• _Job_
Only lines with the word "full" are needed; collect each of them from the listing below.
--- START ---
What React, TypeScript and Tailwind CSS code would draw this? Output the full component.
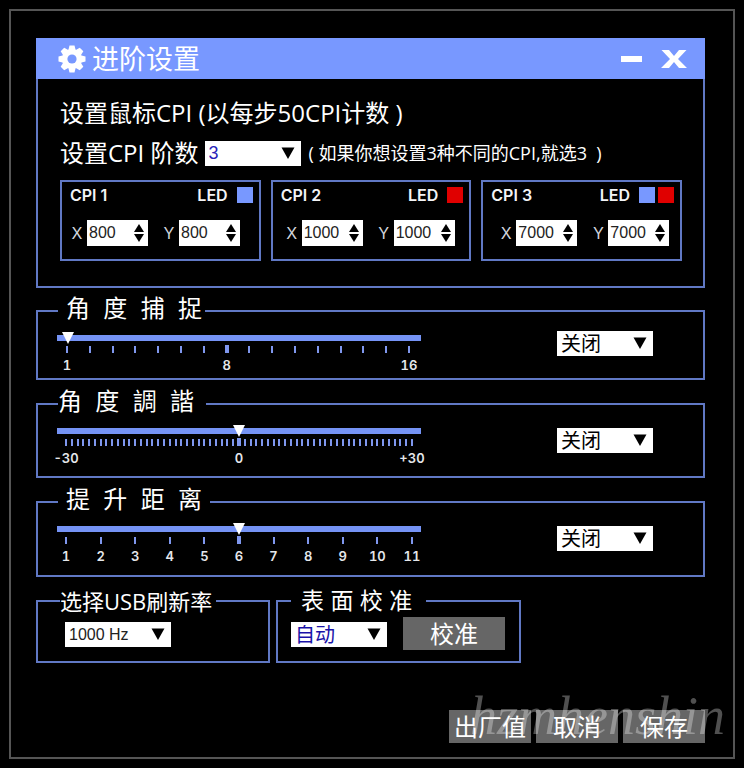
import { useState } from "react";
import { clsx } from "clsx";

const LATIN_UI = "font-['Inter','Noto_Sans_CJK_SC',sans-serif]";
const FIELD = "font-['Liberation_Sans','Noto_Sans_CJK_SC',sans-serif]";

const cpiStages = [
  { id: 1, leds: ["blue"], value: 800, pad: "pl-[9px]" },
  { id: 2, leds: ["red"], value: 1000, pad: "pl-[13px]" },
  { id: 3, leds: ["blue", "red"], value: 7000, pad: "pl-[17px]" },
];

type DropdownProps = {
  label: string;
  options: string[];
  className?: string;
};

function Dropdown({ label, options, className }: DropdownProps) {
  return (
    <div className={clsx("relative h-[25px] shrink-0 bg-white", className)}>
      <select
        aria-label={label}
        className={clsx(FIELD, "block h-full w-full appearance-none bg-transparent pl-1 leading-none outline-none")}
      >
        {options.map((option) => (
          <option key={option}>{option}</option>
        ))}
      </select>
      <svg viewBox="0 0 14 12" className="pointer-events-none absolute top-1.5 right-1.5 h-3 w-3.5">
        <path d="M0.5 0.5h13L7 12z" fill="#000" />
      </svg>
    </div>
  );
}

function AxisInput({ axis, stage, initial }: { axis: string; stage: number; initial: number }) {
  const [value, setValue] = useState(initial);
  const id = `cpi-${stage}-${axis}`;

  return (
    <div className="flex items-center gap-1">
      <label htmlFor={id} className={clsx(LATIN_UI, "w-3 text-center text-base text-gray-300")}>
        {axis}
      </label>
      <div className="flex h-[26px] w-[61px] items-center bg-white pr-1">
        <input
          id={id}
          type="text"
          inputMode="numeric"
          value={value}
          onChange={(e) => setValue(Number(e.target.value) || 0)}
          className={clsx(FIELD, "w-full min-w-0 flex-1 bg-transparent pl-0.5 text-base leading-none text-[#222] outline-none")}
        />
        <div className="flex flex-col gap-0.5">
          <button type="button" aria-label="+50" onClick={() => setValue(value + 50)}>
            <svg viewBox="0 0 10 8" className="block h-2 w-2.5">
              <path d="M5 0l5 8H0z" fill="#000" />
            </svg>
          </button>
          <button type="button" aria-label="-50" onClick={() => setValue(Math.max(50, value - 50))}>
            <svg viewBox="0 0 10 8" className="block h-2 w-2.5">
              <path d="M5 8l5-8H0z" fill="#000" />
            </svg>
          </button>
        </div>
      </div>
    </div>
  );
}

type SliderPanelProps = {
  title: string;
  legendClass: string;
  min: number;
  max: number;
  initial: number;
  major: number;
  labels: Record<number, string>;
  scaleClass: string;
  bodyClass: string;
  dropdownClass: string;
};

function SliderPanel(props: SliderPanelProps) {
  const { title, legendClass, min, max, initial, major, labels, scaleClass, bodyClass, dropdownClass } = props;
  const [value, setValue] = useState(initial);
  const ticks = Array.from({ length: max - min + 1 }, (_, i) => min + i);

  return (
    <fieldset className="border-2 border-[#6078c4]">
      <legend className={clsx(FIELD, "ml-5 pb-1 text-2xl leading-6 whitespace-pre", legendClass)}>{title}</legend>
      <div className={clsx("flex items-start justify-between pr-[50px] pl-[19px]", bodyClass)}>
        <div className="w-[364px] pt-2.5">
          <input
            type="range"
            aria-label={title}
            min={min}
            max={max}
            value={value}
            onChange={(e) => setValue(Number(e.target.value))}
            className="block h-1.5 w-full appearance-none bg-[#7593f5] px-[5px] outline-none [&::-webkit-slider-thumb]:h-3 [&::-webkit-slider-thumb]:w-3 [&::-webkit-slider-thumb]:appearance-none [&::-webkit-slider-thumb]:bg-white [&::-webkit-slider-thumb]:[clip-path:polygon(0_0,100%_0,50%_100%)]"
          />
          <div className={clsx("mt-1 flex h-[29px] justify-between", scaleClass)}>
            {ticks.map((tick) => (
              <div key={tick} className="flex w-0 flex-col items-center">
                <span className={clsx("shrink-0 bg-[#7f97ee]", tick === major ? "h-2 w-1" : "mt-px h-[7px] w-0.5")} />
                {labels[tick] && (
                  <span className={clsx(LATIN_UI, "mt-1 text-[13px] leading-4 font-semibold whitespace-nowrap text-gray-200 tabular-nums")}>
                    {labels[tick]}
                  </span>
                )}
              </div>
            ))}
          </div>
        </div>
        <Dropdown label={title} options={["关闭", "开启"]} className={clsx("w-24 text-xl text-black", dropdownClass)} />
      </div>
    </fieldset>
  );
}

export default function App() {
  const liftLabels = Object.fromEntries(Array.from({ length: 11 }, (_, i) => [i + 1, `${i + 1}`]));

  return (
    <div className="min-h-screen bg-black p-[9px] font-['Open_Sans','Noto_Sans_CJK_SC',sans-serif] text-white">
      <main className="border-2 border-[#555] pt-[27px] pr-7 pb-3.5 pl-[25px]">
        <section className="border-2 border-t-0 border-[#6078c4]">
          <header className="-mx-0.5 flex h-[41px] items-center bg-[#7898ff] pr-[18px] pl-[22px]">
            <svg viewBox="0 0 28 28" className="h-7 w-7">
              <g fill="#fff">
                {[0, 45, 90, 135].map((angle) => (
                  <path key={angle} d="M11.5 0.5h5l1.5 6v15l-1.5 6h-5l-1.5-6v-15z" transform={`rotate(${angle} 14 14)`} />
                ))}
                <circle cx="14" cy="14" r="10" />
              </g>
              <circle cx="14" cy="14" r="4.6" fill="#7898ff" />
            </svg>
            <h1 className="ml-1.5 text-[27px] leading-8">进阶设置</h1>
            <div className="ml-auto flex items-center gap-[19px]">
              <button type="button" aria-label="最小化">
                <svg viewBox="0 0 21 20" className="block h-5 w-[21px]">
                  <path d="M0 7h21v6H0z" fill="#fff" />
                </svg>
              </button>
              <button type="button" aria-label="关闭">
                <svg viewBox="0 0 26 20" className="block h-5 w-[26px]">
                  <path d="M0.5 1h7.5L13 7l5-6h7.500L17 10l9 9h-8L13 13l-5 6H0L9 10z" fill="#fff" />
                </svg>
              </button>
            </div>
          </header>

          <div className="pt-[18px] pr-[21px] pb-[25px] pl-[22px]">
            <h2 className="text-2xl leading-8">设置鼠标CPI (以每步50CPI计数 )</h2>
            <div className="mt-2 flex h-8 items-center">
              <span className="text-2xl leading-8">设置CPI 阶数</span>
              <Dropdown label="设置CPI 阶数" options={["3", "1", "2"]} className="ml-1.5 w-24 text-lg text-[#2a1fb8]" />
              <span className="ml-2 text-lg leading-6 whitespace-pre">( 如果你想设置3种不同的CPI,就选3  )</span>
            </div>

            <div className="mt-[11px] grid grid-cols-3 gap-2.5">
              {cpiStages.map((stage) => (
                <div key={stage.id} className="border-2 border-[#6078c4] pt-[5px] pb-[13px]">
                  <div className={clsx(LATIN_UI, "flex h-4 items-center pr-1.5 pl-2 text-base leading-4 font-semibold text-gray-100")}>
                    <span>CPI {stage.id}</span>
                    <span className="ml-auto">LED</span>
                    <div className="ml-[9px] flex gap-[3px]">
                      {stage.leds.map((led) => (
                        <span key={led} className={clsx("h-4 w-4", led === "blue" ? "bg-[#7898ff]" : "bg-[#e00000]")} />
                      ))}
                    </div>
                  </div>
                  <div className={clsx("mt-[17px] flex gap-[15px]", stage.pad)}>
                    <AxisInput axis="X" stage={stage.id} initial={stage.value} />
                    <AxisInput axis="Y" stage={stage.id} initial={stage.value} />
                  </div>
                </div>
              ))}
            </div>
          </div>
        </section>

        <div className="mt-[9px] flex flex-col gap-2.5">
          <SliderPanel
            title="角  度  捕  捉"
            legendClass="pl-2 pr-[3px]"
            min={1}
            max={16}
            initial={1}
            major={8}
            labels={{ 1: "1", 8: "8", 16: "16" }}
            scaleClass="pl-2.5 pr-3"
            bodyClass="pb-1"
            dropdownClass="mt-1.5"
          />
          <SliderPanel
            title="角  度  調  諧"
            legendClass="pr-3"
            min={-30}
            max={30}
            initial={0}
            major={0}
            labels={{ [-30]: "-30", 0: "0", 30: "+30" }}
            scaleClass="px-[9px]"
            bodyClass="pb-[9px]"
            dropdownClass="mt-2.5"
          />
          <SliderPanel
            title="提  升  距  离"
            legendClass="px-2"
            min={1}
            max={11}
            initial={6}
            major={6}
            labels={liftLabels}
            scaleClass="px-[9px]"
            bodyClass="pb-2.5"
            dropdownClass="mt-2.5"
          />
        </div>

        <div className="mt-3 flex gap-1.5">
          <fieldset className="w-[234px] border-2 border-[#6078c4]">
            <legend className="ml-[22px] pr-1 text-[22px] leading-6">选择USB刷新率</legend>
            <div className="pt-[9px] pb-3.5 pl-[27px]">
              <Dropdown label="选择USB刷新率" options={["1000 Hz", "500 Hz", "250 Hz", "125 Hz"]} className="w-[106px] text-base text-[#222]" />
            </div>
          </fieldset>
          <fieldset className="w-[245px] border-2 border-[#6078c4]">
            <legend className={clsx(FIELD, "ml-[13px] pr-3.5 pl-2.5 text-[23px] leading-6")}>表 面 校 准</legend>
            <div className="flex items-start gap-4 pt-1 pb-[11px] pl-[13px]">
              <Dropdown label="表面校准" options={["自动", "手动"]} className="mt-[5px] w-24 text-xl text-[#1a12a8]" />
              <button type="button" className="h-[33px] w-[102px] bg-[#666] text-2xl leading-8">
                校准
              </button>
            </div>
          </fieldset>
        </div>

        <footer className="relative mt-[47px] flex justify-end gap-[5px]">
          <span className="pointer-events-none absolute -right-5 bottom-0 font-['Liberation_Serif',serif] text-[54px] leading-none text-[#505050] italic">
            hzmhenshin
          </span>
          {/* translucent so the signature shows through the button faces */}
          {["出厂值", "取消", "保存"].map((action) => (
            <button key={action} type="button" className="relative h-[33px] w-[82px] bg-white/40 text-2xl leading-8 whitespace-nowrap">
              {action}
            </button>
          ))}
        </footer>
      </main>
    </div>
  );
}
--- END ---
• _Solved problem_
What React, TypeScript and Tailwind CSS code would draw this? Output the full component.
        className={clsx(FIELD, "block h-full w-full appearance-none bg-transparent pl-1 leading-none outline-none")}
          className={clsx(FIELD, "w-full min-w-0 flex-1 bg-transparent pl-0.5 text-base leading-none text-[#222] outline-none")}
            className="block h-1.5 w-full appearance-none bg-[#7593f5] px-[5px] outline-none [&::-webkit-slider-thumb]:h-3 [&::-webkit-slider-thumb]:w-3 [&::-webkit-slider-thumb]:appearance-none [&::-webkit-slider-thumb]:bg-white [&::-webkit-slider-thumb]:[clip-path:polygon(0_0,100%_0,50%_100%)]"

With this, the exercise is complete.